Request: Carry none of the pictures over; write out the complete data exactly.

--------

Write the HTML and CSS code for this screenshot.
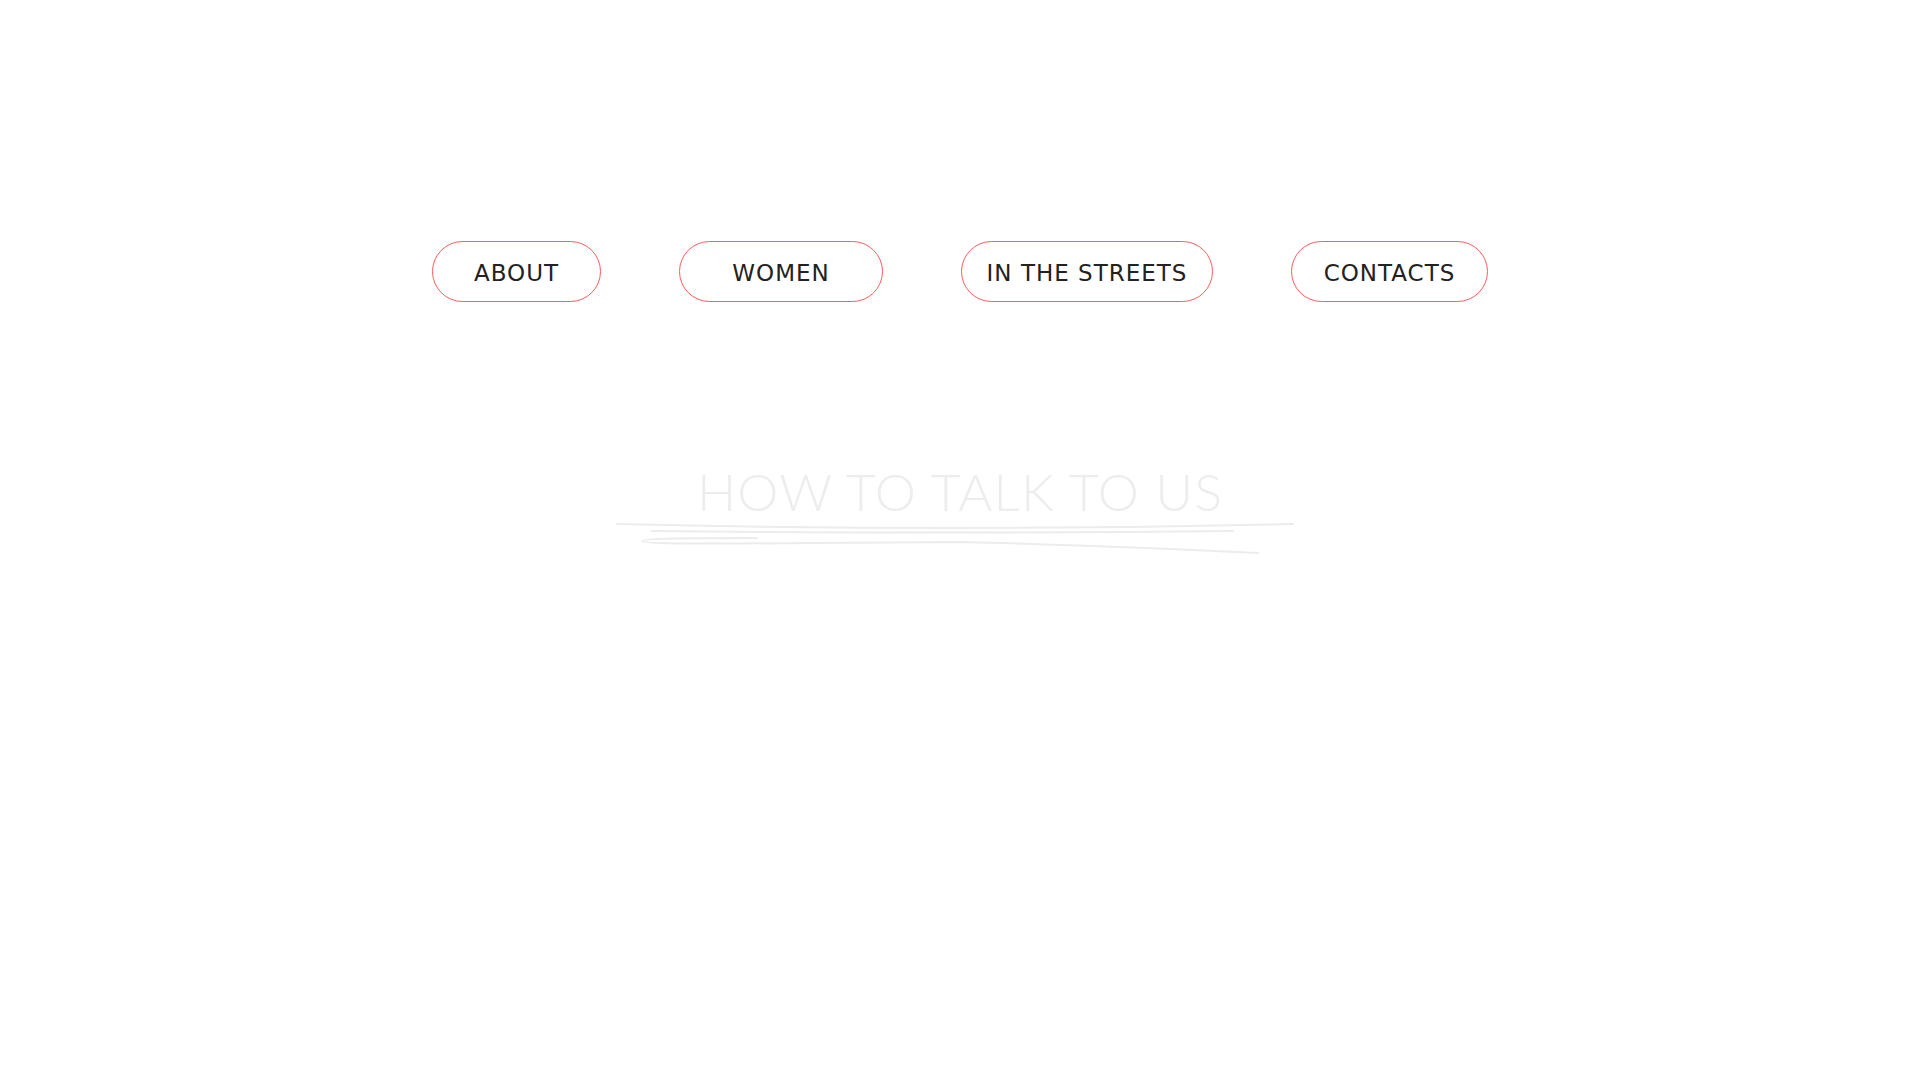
FILE: index.html
```html
<!DOCTYPE html>
<html lang="en">
<head>
<meta charset="utf-8">
<title>How to talk to us</title>
<link rel="stylesheet" href="styles.css">
</head>
<body>
<nav class="menu">
  <a class="pill pill-about" href="#">ABOUT</a>
  <a class="pill pill-women" href="#">WOMEN</a>
  <a class="pill pill-streets" href="#">IN THE STREETS</a>
  <a class="pill pill-contacts" href="#">CONTACTS</a>
</nav>
<section class="talk">
  <h1 class="talk-title">HOW TO TALK TO US</h1>
  <svg class="scribble" width="680" height="38" viewBox="0 0 680 38" aria-hidden="true">
    <path d="M2,4 Q340,12 678,4" />
    <path d="M37,11 Q330,14 618,11" />
    <path d="M142,18 C80,18 27,18 27,21 C27,24 80,24 200,23 L347,22 Q500,26 643,33" />
  </svg>
</section>
</body>
</html>
```
FILE: styles.css
```css
html, body {
  margin: 0;
  padding: 0;
  background: #ffffff;
}
body {
  font-family: "DejaVu Sans", "Noto Sans", sans-serif;
  min-height: 1078px;
}
.menu {
  display: flex;
  justify-content: center;
  gap: 78px;
  padding-top: 241px;
}
.pill {
  box-sizing: border-box;
  height: 61px;
  border: 1px solid #ff5c5c;
  border-radius: 31px;
  display: flex;
  align-items: center;
  justify-content: center;
  color: #222222;
  text-decoration: none;
  font-size: 23px;
  letter-spacing: 1px;
  padding-top: 2px;
}
.pill-about { width: 169px; }
.pill-women { width: 204px; }
.pill-streets { width: 252px; }
.pill-contacts { width: 197px; }

.talk {
  display: flex;
  flex-direction: column;
  align-items: center;
  padding-top: 163px;
}
.talk-title {
  margin: 0;
  font-family: "Lato", "Open Sans", sans-serif;
  font-weight: 300;
  font-size: 52px;
  line-height: 52px;
  color: #ededed;
  letter-spacing: 1.1px;
}
.scribble {
  display: block;
  margin-top: 3px;
  margin-right: 10px;
  fill: none;
  stroke: #ececec;
  stroke-width: 2;
  stroke-linecap: round;
}
```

--------

Answer to this problem:
Write the HTML and CSS code for this screenshot.
FILE: index.html
```html
<!DOCTYPE html>
<html lang="en">
<head>
<meta charset="utf-8">
<title>How to talk to us</title>
<link rel="stylesheet" href="styles.css">
</head>
<body>
<nav class="menu">
  <a class="pill pill-about" href="#">ABOUT</a>
  <a class="pill pill-women" href="#">WOMEN</a>
  <a class="pill pill-streets" href="#">IN THE STREETS</a>
  <a class="pill pill-contacts" href="#">CONTACTS</a>
</nav>
<section class="talk">
  <h1 class="talk-title">HOW TO TALK TO US</h1>
  <svg class="scribble" width="680" height="38" viewBox="0 0 680 38" aria-hidden="true">
    <path d="M2,4 Q340,12 678,4" />
    <path d="M37,11 Q330,14 618,11" />
    <path d="M142,18 C80,18 27,18 27,21 C27,24 80,24 200,23 L347,22 Q500,26 643,33" />
  </svg>
</section>
</body>
</html>
```
FILE: styles.css
```css
html, body {
  margin: 0;
  padding: 0;
  background: #ffffff;
}
body {
  font-family: "DejaVu Sans", "Noto Sans", sans-serif;
  min-height: 1078px;
}
.menu {
  display: flex;
  justify-content: center;
  gap: 78px;
  padding-top: 241px;
}
.pill {
  box-sizing: border-box;
  height: 61px;
  border: 1px solid #ff5c5c;
  border-radius: 31px;
  display: flex;
  align-items: center;
  justify-content: center;
  color: #222222;
  text-decoration: none;
  font-size: 23px;
  letter-spacing: 1px;
  padding-top: 2px;
}
.pill-about { width: 169px; }
.pill-women { width: 204px; }
.pill-streets { width: 252px; }
.pill-contacts { width: 197px; }

.talk {
  display: flex;
  flex-direction: column;
  align-items: center;
  padding-top: 163px;
}
.talk-title {
  margin: 0;
  font-family: "Lato", "Open Sans", sans-serif;
  font-weight: 300;
  font-size: 52px;
  line-height: 52px;
  color: #ededed;
  letter-spacing: 1.1px;
}
.scribble {
  display: block;
  margin-top: 3px;
  margin-right: 10px;
  fill: none;
  stroke: #ececec;
  stroke-width: 2;
  stroke-linecap: round;
}
```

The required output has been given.